Data for the task →
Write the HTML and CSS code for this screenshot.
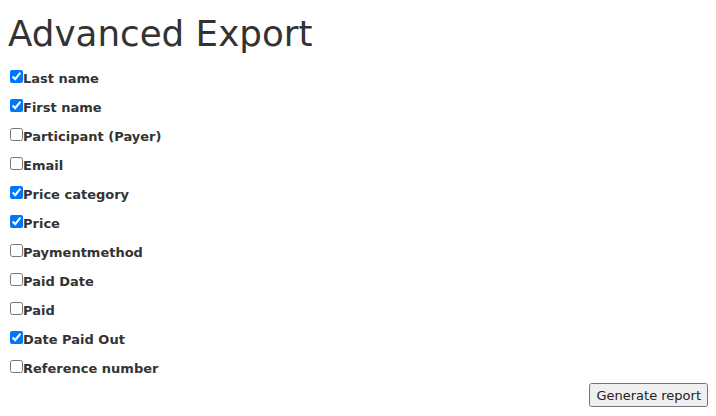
FILE: index.html
```html
<!DOCTYPE html>
<html>
<head>
<meta charset="utf-8">
<link rel="stylesheet" href="styles.css">
</head>
<body>
<h1 class="title">Advanced Export</h1>
<form class="export">
  <div class="fields">
    <label class="field"><input type="checkbox" checked>Last name</label>
    <label class="field"><input type="checkbox" checked>First name</label>
    <label class="field"><input type="checkbox">Participant (Payer)</label>
    <label class="field"><input type="checkbox">Email</label>
    <label class="field"><input type="checkbox" checked>Price category</label>
    <label class="field"><input type="checkbox" checked>Price</label>
    <label class="field"><input type="checkbox">Paymentmethod</label>
    <label class="field"><input type="checkbox">Paid Date</label>
    <label class="field"><input type="checkbox">Paid</label>
    <label class="field"><input type="checkbox" checked>Date Paid Out</label>
    <label class="field"><input type="checkbox">Reference number</label>
  </div>
  <div class="actions">
    <button type="button" class="btn">Generate report</button>
  </div>
</form>
</body>
</html>
```
FILE: styles.css
```css
html, body {
  margin: 0;
  padding: 0;
  background: #fff;
}
body {
  padding: 0 8px;
  font-family: "DejaVu Sans", Verdana, sans-serif;
  color: #333;
}
.title {
  margin: 12px 0 0 0;
  font-size: 35.7px;
  font-weight: normal;
  line-height: 44px;
  color: #333;
}
.export {
  display: flex;
  flex-direction: column;
}
.fields {
  display: flex;
  flex-direction: column;
  margin-top: 8px;
}
.field {
  display: flex;
  align-items: center;
  height: 29px;
  font-size: 13px;
  font-weight: bold;
  color: #333;
}
.field input {
  margin: 0 0 4px 2px;
  width: 13px;
  height: 13px;
}
.actions {
  display: flex;
  justify-content: flex-end;
}
.btn {
  font-family: "DejaVu Sans", Verdana, sans-serif;
  font-size: 13px;
  color: #222;
  padding: 2px 5px;
  height: 24px;
}
```
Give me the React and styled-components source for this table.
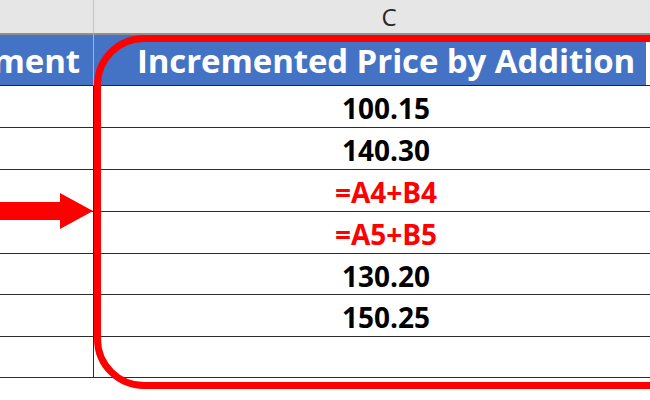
import React from "react";
import styled, { createGlobalStyle } from "styled-components";

const GlobalStyle = createGlobalStyle`
  html, body {
    margin: 0;
    padding: 0;
    background: #ffffff;
    overflow: hidden;
  }
`;

// Sheet layout
const Sheet = styled.div`
  position: relative;
  width: 650px;
  height: 400px;
  display: grid;
  grid-template-columns: 94px 552px 32px;
  grid-template-rows: 35px 51px repeat(4, 42px) 41px 42px 41px;
  font-family: "Open Sans", "Noto Sans", sans-serif;
`;

const ColHead = styled.div`
  grid-column: span ${props => props.$span || 1};
  box-sizing: border-box;
  background: #e6e6e6;
  border-bottom: 2px solid #8f8f8f;
  border-right: ${props => (props.$edge ? "1px solid #c4c4c4" : "none")};
  display: flex;
  align-items: center;
  justify-content: center;
  padding-left: ${props => (props.$span ? "6px" : "0")};
  font-size: 24px;
  font-weight: 400;
  color: #262626;
`;

const TitleCell = styled.div`
  box-sizing: border-box;
  background: ${props => (props.$blank ? "#ffffff" : "#4472c4")};
  border-bottom: 1px solid #262626;
  border-right: ${props => (props.$edge ? "1px solid #9fb6e0" : "none")};
  display: flex;
  align-items: center;
  justify-content: ${props => props.$align || "center"};
  padding-right: ${props => (props.$align ? "13px" : "0")};
  padding-left: ${props => (props.$align ? "0" : "32px")};
  padding-top: 1px;
  overflow: hidden;
  white-space: nowrap;
  color: #ffffff;
  font-size: 33px;
  font-weight: 700;
  letter-spacing: -0.1px;
`;

const Cell = styled.div`
  grid-column: span ${props => props.$span || 1};
  box-sizing: border-box;
  border-bottom: 1px solid #2b2b2b;
  border-right: ${props => (props.$edge ? "1px solid #2b2b2b" : "none")};
  display: flex;
  align-items: center;
  justify-content: center;
  padding-top: 3px;
  font-size: 28px;
  font-weight: 700;
  color: ${props => (props.$formula ? "#ff0000" : "#000000")};
`;

// overlays drawn on top of the grid
const Highlight = styled.div`
  position: absolute;
  left: 94px;
  top: 35px;
  width: 640px;
  height: 354px;
  box-sizing: border-box;
  border: 7px solid #ff0000;
  border-radius: 50px;
  pointer-events: none;
`;

const Arrow = styled.svg`
  position: absolute;
  left: 0;
  top: 193px;
`;

const rows = [
  { value: "100.15" },
  { value: "140.30" },
  { value: "=A4+B4", formula: true },
  { value: "=A5+B5", formula: true },
  { value: "130.20" },
  { value: "150.25" },
  { value: "" }
];

export default function App() {
  return (
    <>
      <GlobalStyle />
      <Sheet>
        <ColHead $edge />
        <ColHead $span={2}>C</ColHead>

        <TitleCell $edge $align="flex-end">Increment</TitleCell>
        <TitleCell>Incremented Price by Addition</TitleCell>
        <TitleCell $blank />

        {rows.map((row, i) => (
          <React.Fragment key={i}>
            <Cell $edge />
            <Cell $span={2} $formula={row.formula}>
              {row.value}
            </Cell>
          </React.Fragment>
        ))}

        <Highlight />
        <Arrow width="94" height="36" viewBox="0 0 94 36">
          <polygon
            points="0,9 60,9 60,0 93,18 60,36 60,27 0,27"
            fill="#ff0000"
          />
        </Arrow>
      </Sheet>
    </>
  );
}
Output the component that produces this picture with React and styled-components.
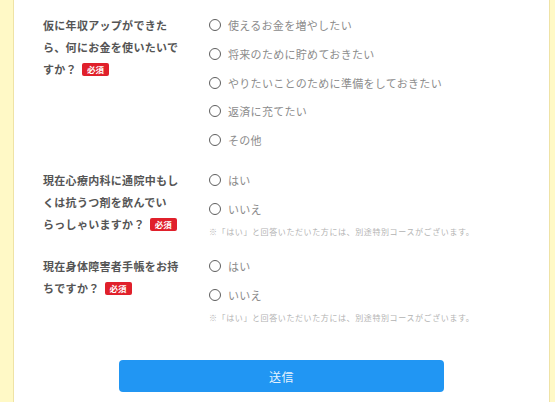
import React from 'react'
import styled, { createGlobalStyle } from 'styled-components'

const GlobalStyle = createGlobalStyle`
    html, body {
        margin: 0;
        padding: 0;
        background: #fff9c6;
    }

    body {
        font-family: "Noto Sans CJK JP", "Noto Sans", sans-serif;
    }
`;

const Page = styled.div`
    height: 402px;
    overflow: hidden;
    padding: 0 5px 0 13px;
`;

const Panel = styled.form`
    background: #fff;
    border-left: 1px solid #efe3a6;
    border-right: 1px solid #efe3a6;
    padding: 14px 29px 40px;
    min-height: 420px;
    box-sizing: border-box;
`;

const Question = styled.div`
    display: grid;
    grid-template-columns: 140px 1fr;
    column-gap: 26px;
    margin-bottom: 18px;
`;

const Label = styled.div`
    font-size: 11px;
    letter-spacing: 0.3px;
    line-height: 22px;
    font-weight: 700;
    color: #555;
`;

const Badge = styled.span`
    display: inline-block;
    margin-left: 5px;
    width: 27px;
    height: 13px;
    line-height: 13px;
    text-align: center;
    background: #e0202b;
    color: #fff;
    font-size: 8.5px;
    letter-spacing: 0;
    border-radius: 2px;
    vertical-align: 1px;
`;

const Options = styled.div`
    display: flex;
    flex-direction: column;
    gap: 6.75px;
`;

const Option = styled.label`
    display: flex;
    align-items: center;
    gap: 7px;
    height: 22px;
    font-size: 11px;
    letter-spacing: 0.3px;
    color: #8c8c8c;
`;

const Circle = styled.span`
    width: 10px;
    height: 10px;
    border: 1.6px solid #5e5e5e;
    border-radius: 50%;
    flex: none;
`;

const Note = styled.p`
    margin: 6px 0 0;
    font-size: 8px;
    letter-spacing: 0.6px;
    line-height: 11px;
    color: #b3b3b3;
`;

const Submit = styled.button`
    display: block;
    margin: 37.5px auto 0;
    width: 325px;
    height: 32px;
    border: none;
    border-radius: 4px;
    background: #2196f3;
    color: rgba(255, 255, 255, 0.9);
    font-family: inherit;
    font-size: 12px;
    letter-spacing: 0.5px;
`;

const NOTE = '※「はい」と回答いただいた方には、別途特別コースがございます。';

const questions = [
    {
        lines: ['仮に年収アップができた', 'ら、何にお金を使いたいで', 'すか？'],
        options: [
            '使えるお金を増やしたい',
            '将来のために貯めておきたい',
            'やりたいことのために準備をしておきたい',
            '返済に充てたい',
            'その他',
        ],
    },
    {
        lines: ['現在心療内科に通院中もし', 'くは抗うつ剤を飲んでい', 'らっしゃいますか？'],
        options: ['はい', 'いいえ'],
        note: NOTE,
    },
    {
        lines: ['現在身体障害者手帳をお持', 'ちですか？'],
        options: ['はい', 'いいえ'],
        note: NOTE,
    },
];

export default function App() {
    return (
        <>
            <GlobalStyle />
            <Page>
                <Panel onSubmit={e => e.preventDefault()}>
                    {questions.map((q, i) => (
                        <Question key={i}>
                            <Label>
                                {q.lines.map((line, j) => (
                                    <React.Fragment key={j}>
                                        {j > 0 && <br />}
                                        {line}
                                    </React.Fragment>
                                ))}
                                <Badge>必須</Badge>
                            </Label>
                            <div>
                                <Options>
                                    {q.options.map(opt => (
                                        <Option key={opt}>
                                            <Circle />
                                            {opt}
                                        </Option>
                                    ))}
                                </Options>
                                {q.note && <Note>{q.note}</Note>}
                            </div>
                        </Question>
                    ))}
                    <Submit type="submit">送信</Submit>
                </Panel>
            </Page>
        </>
    )
}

Task description → From the line containing "Output the component" through the line containing "const NOTE = '※「はい」と回答いただいた方には、別途特別コースがございます。';", copy every line above exactly, without pictures.

Final result →
Output the component that produces this picture with React and styled-components.
import React from 'react'
import styled, { createGlobalStyle } from 'styled-components'

const GlobalStyle = createGlobalStyle`
    html, body {
        margin: 0;
        padding: 0;
        background: #fff9c6;
    }

    body {
        font-family: "Noto Sans CJK JP", "Noto Sans", sans-serif;
    }
`;

const Page = styled.div`
    height: 402px;
    overflow: hidden;
    padding: 0 5px 0 13px;
`;

const Panel = styled.form`
    background: #fff;
    border-left: 1px solid #efe3a6;
    border-right: 1px solid #efe3a6;
    padding: 14px 29px 40px;
    min-height: 420px;
    box-sizing: border-box;
`;

const Question = styled.div`
    display: grid;
    grid-template-columns: 140px 1fr;
    column-gap: 26px;
    margin-bottom: 18px;
`;

const Label = styled.div`
    font-size: 11px;
    letter-spacing: 0.3px;
    line-height: 22px;
    font-weight: 700;
    color: #555;
`;

const Badge = styled.span`
    display: inline-block;
    margin-left: 5px;
    width: 27px;
    height: 13px;
    line-height: 13px;
    text-align: center;
    background: #e0202b;
    color: #fff;
    font-size: 8.5px;
    letter-spacing: 0;
    border-radius: 2px;
    vertical-align: 1px;
`;

const Options = styled.div`
    display: flex;
    flex-direction: column;
    gap: 6.75px;
`;

const Option = styled.label`
    display: flex;
    align-items: center;
    gap: 7px;
    height: 22px;
    font-size: 11px;
    letter-spacing: 0.3px;
    color: #8c8c8c;
`;

const Circle = styled.span`
    width: 10px;
    height: 10px;
    border: 1.6px solid #5e5e5e;
    border-radius: 50%;
    flex: none;
`;

const Note = styled.p`
    margin: 6px 0 0;
    font-size: 8px;
    letter-spacing: 0.6px;
    line-height: 11px;
    color: #b3b3b3;
`;

const Submit = styled.button`
    display: block;
    margin: 37.5px auto 0;
    width: 325px;
    height: 32px;
    border: none;
    border-radius: 4px;
    background: #2196f3;
    color: rgba(255, 255, 255, 0.9);
    font-family: inherit;
    font-size: 12px;
    letter-spacing: 0.5px;
`;

const NOTE = '※「はい」と回答いただいた方には、別途特別コースがございます。';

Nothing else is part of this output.